• EXERCISE DATA
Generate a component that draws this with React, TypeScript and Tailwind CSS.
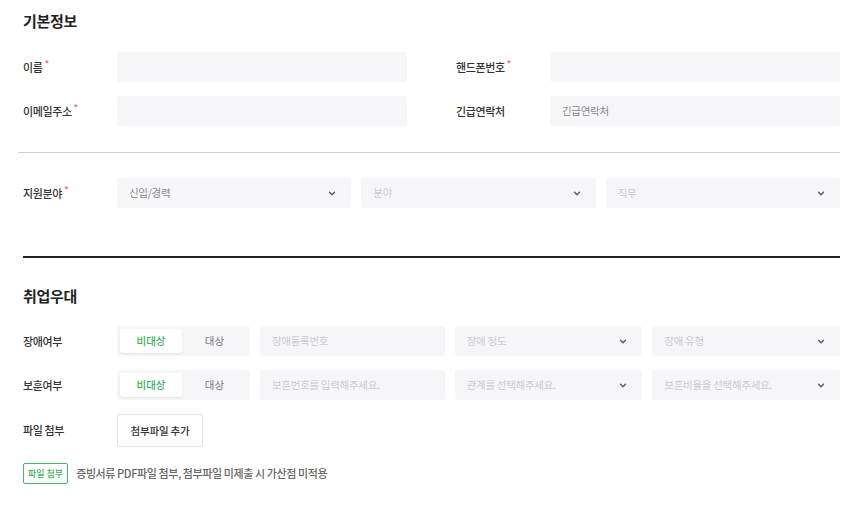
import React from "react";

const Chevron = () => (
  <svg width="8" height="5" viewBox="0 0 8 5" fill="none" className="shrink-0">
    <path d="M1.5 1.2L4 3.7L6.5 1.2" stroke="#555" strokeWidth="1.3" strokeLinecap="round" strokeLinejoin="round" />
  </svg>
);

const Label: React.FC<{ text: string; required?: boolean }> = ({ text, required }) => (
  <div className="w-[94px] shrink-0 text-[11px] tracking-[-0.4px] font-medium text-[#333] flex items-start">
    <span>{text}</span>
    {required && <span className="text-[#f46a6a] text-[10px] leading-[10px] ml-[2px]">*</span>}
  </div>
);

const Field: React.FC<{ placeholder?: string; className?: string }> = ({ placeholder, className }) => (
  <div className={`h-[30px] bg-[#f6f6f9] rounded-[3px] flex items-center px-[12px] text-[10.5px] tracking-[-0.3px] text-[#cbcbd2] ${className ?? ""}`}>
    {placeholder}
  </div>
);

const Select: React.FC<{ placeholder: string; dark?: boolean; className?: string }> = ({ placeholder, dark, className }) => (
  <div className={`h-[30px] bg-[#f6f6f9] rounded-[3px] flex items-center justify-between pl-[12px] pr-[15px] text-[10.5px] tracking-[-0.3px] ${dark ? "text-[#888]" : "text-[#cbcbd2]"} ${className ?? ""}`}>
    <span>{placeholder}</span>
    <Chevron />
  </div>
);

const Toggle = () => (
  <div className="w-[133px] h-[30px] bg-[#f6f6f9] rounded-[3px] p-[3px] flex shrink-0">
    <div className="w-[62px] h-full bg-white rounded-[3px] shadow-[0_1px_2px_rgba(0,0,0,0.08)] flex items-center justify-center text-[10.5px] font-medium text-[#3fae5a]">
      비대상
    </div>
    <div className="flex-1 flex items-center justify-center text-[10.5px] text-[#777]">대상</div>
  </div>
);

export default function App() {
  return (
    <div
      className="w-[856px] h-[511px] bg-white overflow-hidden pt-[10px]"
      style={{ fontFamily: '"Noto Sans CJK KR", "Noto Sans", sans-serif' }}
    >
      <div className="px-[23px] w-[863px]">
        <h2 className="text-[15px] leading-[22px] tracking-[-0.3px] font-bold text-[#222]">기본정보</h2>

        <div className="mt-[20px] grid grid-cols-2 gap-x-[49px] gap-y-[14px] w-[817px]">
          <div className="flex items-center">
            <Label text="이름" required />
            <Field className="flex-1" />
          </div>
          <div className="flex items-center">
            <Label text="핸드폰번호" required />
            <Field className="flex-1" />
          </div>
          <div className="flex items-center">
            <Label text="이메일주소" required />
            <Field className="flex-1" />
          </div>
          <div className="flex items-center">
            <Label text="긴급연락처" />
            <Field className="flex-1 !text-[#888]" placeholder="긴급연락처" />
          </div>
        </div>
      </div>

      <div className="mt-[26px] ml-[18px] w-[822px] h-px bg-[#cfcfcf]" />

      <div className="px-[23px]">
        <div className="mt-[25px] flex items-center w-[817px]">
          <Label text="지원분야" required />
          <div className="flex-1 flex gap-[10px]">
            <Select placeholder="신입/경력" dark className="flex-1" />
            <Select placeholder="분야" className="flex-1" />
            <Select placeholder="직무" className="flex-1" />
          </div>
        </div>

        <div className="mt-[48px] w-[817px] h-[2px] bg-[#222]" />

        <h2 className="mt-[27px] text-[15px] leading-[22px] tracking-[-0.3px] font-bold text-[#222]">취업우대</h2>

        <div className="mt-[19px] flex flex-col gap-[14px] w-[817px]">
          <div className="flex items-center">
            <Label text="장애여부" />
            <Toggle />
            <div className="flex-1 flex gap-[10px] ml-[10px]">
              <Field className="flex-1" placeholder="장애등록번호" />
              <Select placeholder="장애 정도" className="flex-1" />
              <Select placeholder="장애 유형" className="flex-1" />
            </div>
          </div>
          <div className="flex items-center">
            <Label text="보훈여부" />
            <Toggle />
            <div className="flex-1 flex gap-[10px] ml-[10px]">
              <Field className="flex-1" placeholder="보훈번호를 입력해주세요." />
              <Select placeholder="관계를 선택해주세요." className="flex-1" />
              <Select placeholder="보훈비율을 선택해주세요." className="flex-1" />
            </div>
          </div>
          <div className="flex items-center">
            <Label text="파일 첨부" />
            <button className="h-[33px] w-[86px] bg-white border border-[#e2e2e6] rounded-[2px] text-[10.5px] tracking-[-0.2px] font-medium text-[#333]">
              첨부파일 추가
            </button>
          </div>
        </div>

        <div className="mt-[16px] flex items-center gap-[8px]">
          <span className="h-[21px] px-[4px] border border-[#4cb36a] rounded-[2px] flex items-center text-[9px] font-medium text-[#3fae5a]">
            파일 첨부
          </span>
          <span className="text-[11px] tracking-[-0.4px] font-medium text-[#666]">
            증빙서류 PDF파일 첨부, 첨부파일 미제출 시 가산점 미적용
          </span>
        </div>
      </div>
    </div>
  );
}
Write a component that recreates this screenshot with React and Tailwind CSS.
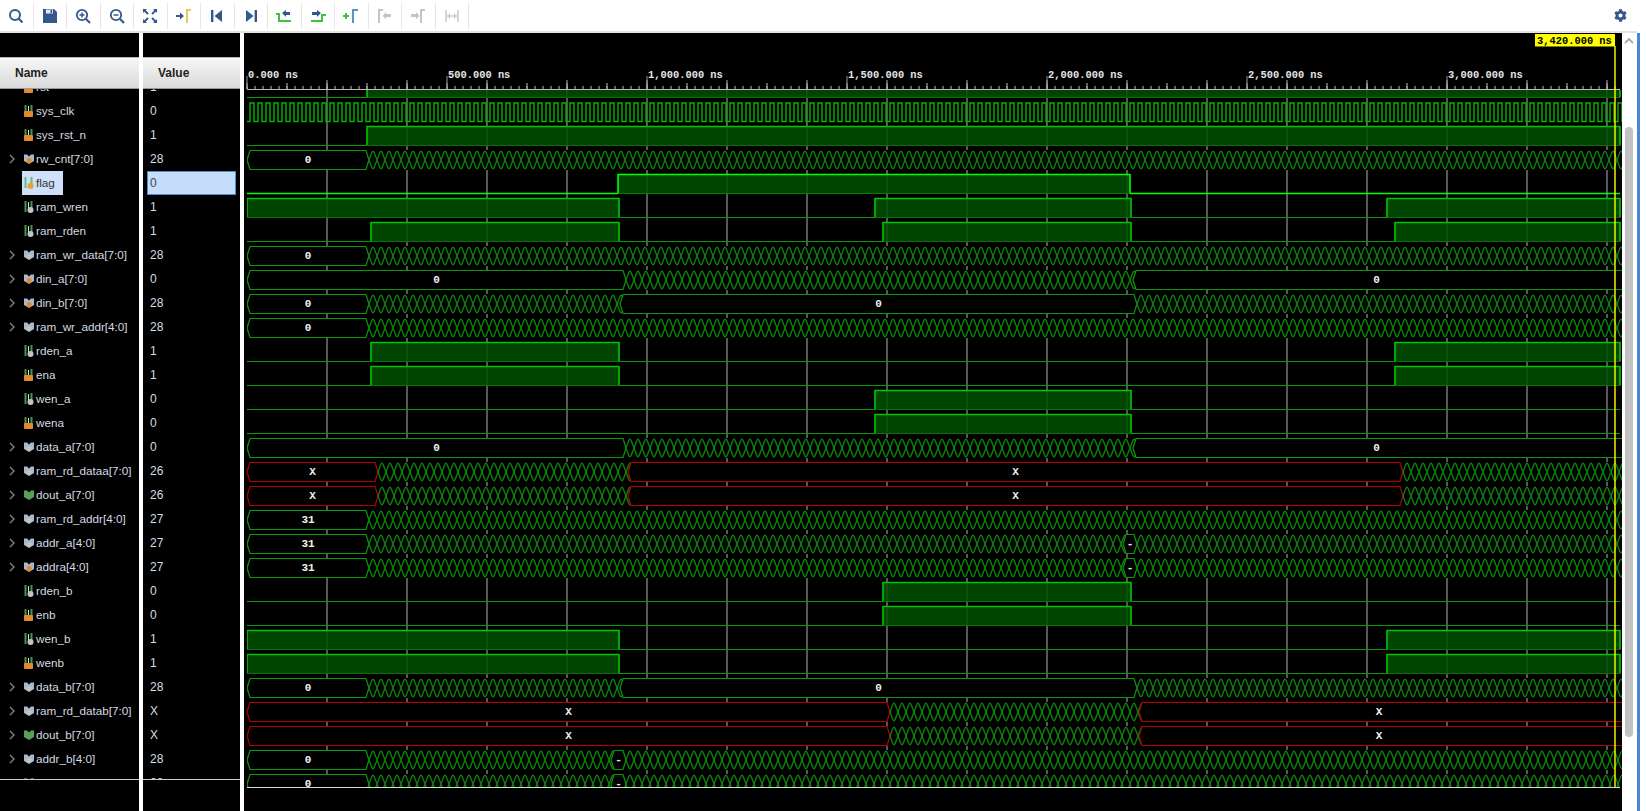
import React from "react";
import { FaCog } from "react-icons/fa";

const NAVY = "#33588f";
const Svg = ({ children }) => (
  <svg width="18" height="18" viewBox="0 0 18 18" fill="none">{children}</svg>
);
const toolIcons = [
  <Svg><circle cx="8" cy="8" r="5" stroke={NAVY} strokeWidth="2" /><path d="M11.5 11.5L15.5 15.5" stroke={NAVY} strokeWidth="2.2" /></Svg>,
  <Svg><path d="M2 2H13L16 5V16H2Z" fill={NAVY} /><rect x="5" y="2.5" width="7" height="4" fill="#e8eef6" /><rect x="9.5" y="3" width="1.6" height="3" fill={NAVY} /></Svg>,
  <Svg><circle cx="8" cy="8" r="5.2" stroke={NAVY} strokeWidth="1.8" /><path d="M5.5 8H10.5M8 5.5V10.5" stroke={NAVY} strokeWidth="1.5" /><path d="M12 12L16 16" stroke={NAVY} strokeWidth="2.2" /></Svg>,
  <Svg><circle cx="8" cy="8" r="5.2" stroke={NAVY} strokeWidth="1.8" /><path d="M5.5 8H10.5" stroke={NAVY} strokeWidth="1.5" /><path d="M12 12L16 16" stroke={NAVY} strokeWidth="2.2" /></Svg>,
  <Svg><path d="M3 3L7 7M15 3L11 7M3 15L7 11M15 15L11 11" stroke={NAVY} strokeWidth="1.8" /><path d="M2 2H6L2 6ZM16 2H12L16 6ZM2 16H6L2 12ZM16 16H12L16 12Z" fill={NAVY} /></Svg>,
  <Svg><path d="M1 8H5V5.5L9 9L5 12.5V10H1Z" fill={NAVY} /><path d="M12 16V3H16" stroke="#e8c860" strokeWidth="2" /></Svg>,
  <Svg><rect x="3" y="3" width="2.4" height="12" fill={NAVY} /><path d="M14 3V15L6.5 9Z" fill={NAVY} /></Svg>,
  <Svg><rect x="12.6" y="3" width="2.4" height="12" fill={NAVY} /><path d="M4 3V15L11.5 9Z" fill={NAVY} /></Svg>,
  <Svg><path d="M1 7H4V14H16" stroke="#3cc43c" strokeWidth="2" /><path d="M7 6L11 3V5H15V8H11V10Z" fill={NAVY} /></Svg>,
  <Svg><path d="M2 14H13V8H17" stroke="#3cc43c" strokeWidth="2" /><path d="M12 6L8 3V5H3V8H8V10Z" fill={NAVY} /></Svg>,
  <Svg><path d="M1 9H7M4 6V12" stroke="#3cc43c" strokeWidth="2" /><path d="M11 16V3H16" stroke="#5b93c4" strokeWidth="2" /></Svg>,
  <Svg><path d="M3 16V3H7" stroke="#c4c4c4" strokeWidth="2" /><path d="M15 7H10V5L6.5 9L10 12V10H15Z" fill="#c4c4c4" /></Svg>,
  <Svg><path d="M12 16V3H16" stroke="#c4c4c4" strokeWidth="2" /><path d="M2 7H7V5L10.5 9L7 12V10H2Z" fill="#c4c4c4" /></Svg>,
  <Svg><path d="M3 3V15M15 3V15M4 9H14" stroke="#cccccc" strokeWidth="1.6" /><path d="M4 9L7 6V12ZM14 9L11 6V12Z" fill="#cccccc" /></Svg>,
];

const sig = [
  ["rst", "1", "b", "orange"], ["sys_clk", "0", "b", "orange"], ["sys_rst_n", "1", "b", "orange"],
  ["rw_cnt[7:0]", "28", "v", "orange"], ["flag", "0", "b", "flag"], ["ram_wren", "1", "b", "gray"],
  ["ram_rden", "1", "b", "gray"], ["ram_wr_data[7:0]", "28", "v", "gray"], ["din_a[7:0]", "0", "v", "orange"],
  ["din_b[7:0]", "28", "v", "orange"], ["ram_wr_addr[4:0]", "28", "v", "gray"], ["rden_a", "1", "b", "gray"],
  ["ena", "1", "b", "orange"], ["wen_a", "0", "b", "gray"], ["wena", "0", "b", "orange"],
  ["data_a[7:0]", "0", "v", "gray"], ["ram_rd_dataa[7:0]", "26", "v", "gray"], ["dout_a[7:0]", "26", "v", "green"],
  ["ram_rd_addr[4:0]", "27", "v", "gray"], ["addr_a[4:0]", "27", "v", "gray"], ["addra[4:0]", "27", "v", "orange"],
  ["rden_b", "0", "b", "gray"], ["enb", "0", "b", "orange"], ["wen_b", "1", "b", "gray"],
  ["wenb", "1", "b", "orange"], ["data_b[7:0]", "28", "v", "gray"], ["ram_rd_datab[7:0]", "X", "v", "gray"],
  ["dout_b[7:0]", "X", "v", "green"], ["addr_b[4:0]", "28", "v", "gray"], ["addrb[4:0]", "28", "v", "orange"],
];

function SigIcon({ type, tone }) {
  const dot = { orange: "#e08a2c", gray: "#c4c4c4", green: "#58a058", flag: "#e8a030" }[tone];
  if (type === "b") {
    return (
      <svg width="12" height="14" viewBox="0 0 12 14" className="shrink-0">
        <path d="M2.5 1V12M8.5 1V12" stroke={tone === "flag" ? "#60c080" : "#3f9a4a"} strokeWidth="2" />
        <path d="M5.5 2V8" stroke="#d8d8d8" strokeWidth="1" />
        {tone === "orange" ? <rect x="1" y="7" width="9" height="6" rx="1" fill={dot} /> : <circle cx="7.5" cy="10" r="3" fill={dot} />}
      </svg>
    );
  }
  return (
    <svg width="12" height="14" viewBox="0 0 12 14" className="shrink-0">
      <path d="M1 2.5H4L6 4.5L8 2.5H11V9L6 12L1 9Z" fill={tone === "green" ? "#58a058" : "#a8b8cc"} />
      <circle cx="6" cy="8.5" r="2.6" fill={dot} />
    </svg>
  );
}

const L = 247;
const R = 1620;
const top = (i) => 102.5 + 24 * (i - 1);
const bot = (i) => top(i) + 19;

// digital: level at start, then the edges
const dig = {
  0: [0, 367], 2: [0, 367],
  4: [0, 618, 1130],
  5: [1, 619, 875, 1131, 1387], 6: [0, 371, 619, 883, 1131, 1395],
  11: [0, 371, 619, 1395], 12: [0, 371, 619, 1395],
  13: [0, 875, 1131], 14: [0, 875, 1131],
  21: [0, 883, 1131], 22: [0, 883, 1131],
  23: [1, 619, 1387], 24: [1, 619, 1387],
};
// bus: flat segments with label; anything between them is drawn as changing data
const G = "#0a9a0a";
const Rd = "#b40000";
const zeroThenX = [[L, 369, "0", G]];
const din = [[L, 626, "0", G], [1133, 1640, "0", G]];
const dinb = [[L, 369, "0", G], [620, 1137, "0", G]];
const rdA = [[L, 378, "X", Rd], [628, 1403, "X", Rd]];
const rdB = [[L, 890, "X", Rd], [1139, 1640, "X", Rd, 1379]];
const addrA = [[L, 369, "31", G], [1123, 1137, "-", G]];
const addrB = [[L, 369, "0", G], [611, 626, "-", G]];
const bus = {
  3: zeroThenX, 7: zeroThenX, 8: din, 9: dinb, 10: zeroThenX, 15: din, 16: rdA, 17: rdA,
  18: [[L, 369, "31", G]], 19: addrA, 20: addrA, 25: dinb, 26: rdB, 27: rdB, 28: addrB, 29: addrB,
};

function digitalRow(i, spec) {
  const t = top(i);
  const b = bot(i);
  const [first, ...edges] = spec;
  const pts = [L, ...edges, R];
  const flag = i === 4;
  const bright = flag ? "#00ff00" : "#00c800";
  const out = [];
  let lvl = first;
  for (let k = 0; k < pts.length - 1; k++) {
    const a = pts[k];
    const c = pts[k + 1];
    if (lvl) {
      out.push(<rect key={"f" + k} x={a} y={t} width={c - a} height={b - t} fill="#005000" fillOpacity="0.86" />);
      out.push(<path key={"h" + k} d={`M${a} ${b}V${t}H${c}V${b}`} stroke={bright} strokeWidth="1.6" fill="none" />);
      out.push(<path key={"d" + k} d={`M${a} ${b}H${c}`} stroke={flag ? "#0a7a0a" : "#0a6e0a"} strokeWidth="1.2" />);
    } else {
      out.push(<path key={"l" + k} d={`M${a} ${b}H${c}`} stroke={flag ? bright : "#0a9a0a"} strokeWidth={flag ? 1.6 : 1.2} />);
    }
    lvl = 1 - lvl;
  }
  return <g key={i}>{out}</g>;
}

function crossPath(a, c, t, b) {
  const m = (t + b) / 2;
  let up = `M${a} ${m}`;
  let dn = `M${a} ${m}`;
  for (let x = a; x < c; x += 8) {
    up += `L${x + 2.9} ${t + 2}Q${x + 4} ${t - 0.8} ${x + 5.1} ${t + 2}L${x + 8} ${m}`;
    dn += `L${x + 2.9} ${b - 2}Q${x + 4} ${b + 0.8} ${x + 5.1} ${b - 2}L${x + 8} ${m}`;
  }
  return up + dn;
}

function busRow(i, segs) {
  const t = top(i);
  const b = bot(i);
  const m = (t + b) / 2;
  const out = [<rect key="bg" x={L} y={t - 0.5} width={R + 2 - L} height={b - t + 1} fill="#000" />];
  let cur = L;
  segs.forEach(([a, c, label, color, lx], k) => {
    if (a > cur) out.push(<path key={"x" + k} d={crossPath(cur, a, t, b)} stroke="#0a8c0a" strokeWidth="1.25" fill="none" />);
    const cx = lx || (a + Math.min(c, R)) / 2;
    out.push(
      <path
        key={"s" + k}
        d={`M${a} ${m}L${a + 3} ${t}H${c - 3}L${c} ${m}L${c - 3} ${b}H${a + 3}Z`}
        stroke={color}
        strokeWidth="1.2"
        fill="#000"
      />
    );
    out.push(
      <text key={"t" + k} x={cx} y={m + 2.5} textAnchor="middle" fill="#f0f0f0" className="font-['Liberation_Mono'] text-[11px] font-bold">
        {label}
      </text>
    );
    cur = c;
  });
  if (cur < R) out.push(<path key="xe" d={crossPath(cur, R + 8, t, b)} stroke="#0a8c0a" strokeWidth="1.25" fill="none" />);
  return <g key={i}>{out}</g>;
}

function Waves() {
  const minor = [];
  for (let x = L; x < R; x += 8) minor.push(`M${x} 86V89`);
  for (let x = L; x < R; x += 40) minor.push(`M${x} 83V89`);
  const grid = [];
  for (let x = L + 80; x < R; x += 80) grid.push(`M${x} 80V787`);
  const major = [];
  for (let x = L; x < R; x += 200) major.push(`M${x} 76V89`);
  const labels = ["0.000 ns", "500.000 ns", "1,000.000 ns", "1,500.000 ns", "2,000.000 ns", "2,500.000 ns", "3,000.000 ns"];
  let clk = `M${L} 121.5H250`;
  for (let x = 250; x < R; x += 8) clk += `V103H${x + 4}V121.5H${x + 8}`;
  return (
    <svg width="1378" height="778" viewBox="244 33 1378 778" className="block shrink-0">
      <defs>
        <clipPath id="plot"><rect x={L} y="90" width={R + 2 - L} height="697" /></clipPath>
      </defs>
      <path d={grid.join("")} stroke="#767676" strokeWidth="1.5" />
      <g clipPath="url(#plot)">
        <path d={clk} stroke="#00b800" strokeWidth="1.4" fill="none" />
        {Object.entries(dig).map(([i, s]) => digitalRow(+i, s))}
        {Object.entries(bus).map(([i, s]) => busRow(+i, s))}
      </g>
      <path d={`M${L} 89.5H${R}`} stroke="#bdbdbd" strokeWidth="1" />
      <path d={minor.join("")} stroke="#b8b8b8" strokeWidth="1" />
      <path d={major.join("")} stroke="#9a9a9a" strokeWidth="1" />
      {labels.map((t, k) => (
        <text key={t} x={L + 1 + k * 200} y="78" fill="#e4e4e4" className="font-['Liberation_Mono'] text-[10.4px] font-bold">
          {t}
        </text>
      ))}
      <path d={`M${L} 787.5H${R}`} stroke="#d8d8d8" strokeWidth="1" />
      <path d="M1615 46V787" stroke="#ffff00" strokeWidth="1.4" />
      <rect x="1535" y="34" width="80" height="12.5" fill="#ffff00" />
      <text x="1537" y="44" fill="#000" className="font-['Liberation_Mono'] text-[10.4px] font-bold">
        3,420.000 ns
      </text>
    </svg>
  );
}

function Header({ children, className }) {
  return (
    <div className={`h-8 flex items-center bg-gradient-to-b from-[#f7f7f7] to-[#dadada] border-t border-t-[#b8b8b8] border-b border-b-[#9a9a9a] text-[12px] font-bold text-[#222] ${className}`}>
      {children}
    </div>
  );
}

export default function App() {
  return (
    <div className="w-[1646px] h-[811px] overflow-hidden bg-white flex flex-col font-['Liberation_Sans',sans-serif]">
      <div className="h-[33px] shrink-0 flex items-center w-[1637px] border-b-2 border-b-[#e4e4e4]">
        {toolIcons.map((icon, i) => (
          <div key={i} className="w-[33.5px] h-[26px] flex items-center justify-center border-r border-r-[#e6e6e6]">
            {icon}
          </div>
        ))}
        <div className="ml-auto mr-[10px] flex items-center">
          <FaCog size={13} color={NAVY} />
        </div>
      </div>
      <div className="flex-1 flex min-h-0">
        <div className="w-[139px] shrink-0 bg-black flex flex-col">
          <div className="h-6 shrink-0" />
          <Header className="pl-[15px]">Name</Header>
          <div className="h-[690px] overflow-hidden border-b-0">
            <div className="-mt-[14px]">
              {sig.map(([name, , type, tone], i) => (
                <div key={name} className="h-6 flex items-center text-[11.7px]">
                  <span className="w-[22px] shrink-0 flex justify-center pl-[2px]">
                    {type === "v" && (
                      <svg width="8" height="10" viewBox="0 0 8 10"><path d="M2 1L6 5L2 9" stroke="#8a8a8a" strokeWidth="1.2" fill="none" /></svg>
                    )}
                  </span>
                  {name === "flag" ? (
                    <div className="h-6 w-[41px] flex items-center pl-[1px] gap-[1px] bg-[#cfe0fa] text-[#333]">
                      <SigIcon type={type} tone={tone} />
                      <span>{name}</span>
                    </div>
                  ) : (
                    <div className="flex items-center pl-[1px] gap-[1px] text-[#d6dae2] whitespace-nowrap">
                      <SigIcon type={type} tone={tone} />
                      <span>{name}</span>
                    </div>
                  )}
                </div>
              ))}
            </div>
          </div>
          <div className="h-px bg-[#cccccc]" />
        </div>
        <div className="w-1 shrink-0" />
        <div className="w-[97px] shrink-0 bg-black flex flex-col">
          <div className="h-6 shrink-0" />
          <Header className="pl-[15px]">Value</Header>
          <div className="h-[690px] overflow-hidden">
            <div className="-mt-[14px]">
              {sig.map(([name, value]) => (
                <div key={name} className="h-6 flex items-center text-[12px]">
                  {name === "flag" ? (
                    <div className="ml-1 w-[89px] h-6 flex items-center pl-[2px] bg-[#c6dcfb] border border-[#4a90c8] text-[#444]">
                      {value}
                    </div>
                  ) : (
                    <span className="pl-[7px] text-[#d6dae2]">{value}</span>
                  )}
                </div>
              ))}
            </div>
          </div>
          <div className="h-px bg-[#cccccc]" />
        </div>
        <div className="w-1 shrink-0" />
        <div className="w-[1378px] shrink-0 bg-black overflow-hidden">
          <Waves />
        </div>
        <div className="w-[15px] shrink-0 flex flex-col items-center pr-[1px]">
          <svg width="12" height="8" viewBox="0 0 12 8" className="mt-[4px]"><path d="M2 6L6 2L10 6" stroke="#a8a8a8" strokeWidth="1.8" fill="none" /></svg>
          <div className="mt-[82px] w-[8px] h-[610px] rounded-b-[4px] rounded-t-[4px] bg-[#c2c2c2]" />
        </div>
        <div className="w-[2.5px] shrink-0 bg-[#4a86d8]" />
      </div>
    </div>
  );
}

• PROBLEM
Take every line above carrying "component" and return it.

• CORRECT RESULT
Generate a component that draws this with React, TypeScript and Tailwind CSS.
Write a component that recreates this screenshot with React and Tailwind CSS.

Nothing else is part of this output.